ERIC MADER, the Xerces Society’s Assistant Pollinator Program Director, works to raise awareness of native pollinator conservation techniques among growers and government agencies. His previous work includes the management of a public arboretum, commercial beekeeping, and crop consulting for the native seed industry. Eric has degrees in Japanese language and horticulture, and is an assistant extension professor of entomology at the University of Minnesota.
MATTHEW SHEPHERD has been with the Xerces Society since 1999. He has worked with a wide range of people to promote pollinator conservation in diverse landscapes, and is an author of the Pollinator Conservation Handbook and numerous other publications and articles. Prior to joining the Society, he established a successful community-based conservation program and helped create the award-winning Samphire Hoe nature park in Britain (Matthew is British by birth). He also spent two years in Kenya, working with communities and government agencies to improve the management of the ArabukoSokoke Forest.

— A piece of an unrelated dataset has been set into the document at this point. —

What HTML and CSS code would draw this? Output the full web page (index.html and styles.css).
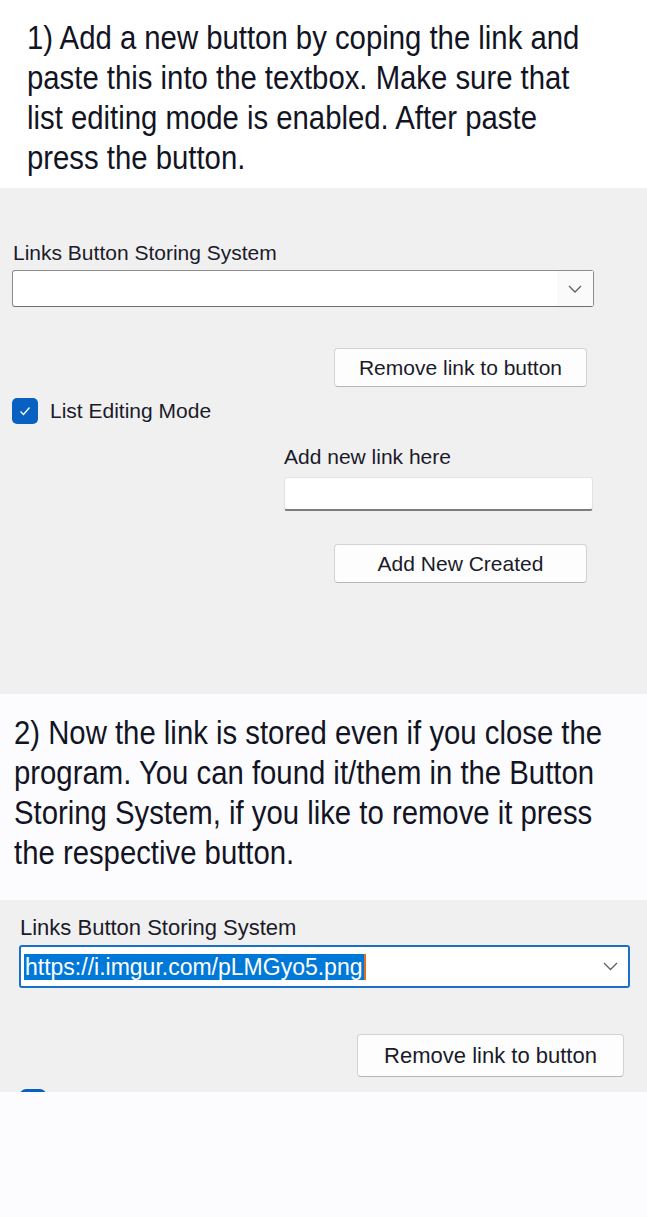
FILE: index.html
```html
<!DOCTYPE html>
<html>
<head>
<meta charset="utf-8">
<link rel="stylesheet" href="styles.css">
</head>
<body>
<section class="step step-one">
  <p class="step-text">1) Add a new button by coping the link and<br>paste this into the textbox. Make sure that<br>list editing mode is enabled. After paste<br>press the button.</p>
</section>

<section class="panel panel-one">
  <div class="ui-label label-combo">Links Button Storing System</div>
  <div class="combo combo-one">
    <span class="combo-value"></span>
    <span class="combo-arrow"><svg width="14" height="8" viewBox="0 0 14 8"><path d="M1 1 L7 7 L13 1" fill="none" stroke="#5f5f5f" stroke-width="1.3"/></svg></span>
  </div>
  <div class="btn-row btn-row-one"><button class="win-btn btn-one">Remove link to button</button></div>
  <label class="check-row">
    <span class="check-box"><svg width="14" height="12" viewBox="0 0 14 12"><path d="M2.5 6.5 L5.5 9.5 L11.5 2.5" fill="none" stroke="#fff" stroke-width="1.3"/></svg></span>
    <span class="ui-label">List Editing Mode</span>
  </label>
  <div class="add-group">
    <div class="ui-label">Add new link here</div>
    <div class="textbox"></div>
    <div class="btn-row btn-row-add"><button class="win-btn btn-one">Add New Created</button></div>
  </div>
</section>

<section class="step step-two">
  <p class="step-text">2) Now the link is stored even if you close the<br>program. You can found it/them in the Button<br>Storing System, if you like to remove it press<br>the respective button.</p>
</section>

<section class="panel panel-two">
  <div class="ui-label label-combo-two">Links Button Storing System</div>
  <div class="combo combo-two">
    <span class="combo-value"><span class="selected">https://i.imgur.com/pLMGyo5.png</span><span class="caret"></span></span>
    <span class="combo-arrow"><svg width="15" height="9" viewBox="0 0 15 9"><path d="M1 1 L7.5 7.5 L14 1" fill="none" stroke="#5f5f5f" stroke-width="1.3"/></svg></span>
  </div>
  <div class="btn-row btn-row-two"><button class="win-btn btn-two">Remove link to button</button></div>
  <div class="check-peek"></div>
</section>

<div class="tail"></div>
</body>
</html>
```

FILE: styles.css
```css
* { box-sizing: border-box; }
html, body { margin: 0; padding: 0; }
body {
  width: 647px;
  background: #fcfcff;
  overflow: hidden;
}

.step {
  background: #ffffff;
  margin: 0;
  overflow: hidden;
}
.step-text {
  margin: 0;
  width: max-content;
  font-family: "Liberation Sans", Arial, sans-serif;
  font-size: 34px;
  line-height: 40px;
  color: #121424;
  white-space: nowrap;
  transform: scaleX(0.862);
  transform-origin: left top;
}
.step-one { height: 188px; padding: 17px 0 0 27px; }
.step-two { height: 206px; padding: 18px 0 0 14px; background: #fcfcff; }

.panel {
  background: #f0f0f0;
  overflow: hidden;
  position: relative;
}
.panel-one { height: 506px; padding: 0 0 0 12px; }
.panel-two { height: 192px; padding: 0 0 0 19px; }

.ui-label {
  font-family: "Liberation Sans", Arial, sans-serif;
  font-size: 21px;
  line-height: 24px;
  color: #1b1b2a;
  white-space: nowrap;
}
.label-combo { margin: 53px 0 5px 1px; height: 24px; }

.combo {
  display: flex;
  align-items: center;
  background: #ffffff;
  border: 1.5px solid #8c8c8c;
  border-bottom-color: #6e6e6e;
  border-radius: 3px;
}
.combo-one { width: 582px; height: 37px; }
.combo-value { flex: 1; display: flex; align-items: center; height: 100%; }
.combo-arrow {
  width: 38px;
  height: 100%;
  display: flex;
  align-items: center;
  justify-content: center;
  background: #fafafa;
}
.combo-one .combo-arrow { width: 36px; }

.btn-row { display: flex; }
.btn-row-one { margin: 41px 0 0 322px; }
.win-btn {
  font-family: "Liberation Sans", Arial, sans-serif;
  color: #1b1b2a;
  background: #fdfdfd;
  border: 1px solid #d2d2d2;
  border-bottom-color: #b6b6b6;
  border-radius: 4px;
  padding: 0;
}
.btn-one { width: 253px; height: 39px; font-size: 21px; }

.check-row {
  display: flex;
  align-items: center;
  gap: 12px;
  height: 26px;
  margin: 11px 0 0 0;
}
.check-box {
  width: 26px;
  height: 26px;
  border-radius: 5px;
  background: #0860c0;
  display: flex;
  align-items: center;
  justify-content: center;
}

.add-group { margin: 21px 0 0 272px; }
.add-group .ui-label { height: 24px; margin-bottom: 8px; }
.textbox {
  width: 309px;
  height: 34px;
  background: #ffffff;
  border: 1px solid #e2e2e2;
  border-bottom: 2px solid #7c7c7c;
  border-radius: 3px;
}
.btn-row-add { margin: 33px 0 0 50px; }

.label-combo-two { margin: 16px 0 5px 1px; height: 24px; font-size: 22px; }
.combo-two {
  width: 611px;
  height: 43px;
  border: 2px solid #1a6fc8;
  border-radius: 3px;
}
.combo-two .combo-value { padding-left: 3px; }
.selected {
  background: #0078d7;
  color: #ffffff;
  font-family: "Liberation Sans", Arial, sans-serif;
  font-size: 23px;
  line-height: 26px;
  height: 26px;
  padding: 0 1px;
  white-space: nowrap;
}
.caret { width: 2px; height: 26px; background: #e07020; }
.combo-two .combo-arrow { background: #ffffff; width: 36px; }

.btn-row-two { margin: 46px 0 0 338px; }
.btn-two { width: 267px; height: 43px; font-size: 22px; }

.check-peek {
  width: 26px;
  height: 26px;
  margin: 12px 0 0 1px;
  background: #0860c0;
  border-radius: 6px;
}

.tail { height: 125px; background: #fcfcff; }
```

MACE VAUGHAN, Pollinator Program Director for the Xerces Society, earned his master’s degrees in entomology and education from Cornell University. He has studied ground beetles in riparian forests of Utah and the behavior of honey bees in upstate New York, has wrangled insects for two PBS nature documentaries, and has taught a wide range of audiences across the United States about bees, spiders, and butterflies. Mace has led Xerces’ Pollinator Conservation Program since 2003 and also serves as a joint Pollinator Conservation Specialist for the USDA Natural Resources Conservation Service.
SCOTT HOFFMAN BLACK, the Xerces Society’s Executive Director, has degrees in ecology, plant science, and entomology from Colorado State University. As a researcher, conservationist, and teacher, he has worked with small issues groups and large coalitions advocating science-based conservation. Scott has authored many scientific and popular publications and his work has been featured in newspaper articles, on radio and television, and in two books by the National Geographic Society.
GRETCHEN LEBUHN is a professor of biology at San Francisco State University. As an evolutionary ecologist, Gretchen is interested in the ecology, population biology, evolution, and conservation of plant populations. The broad focus of her research addresses the relationships between environmental and genetic variation, natural selection and fitness, with specific interest in gene flow, adaptation, speciation, demography, and plant-animal interactions. She works on a diversity of projects from field and greenhouse studies of how different ecological factors influence selection to studies of methods in conservation biology. In 2008 Gretchen launched the Great Sunflower Project as a way to gather information about our urban, suburban, and rural bee populations. The project enlists people from across the United States and Canada to plant sunflowers and observe bee visitation, recording the types and numbers of bees present in their area.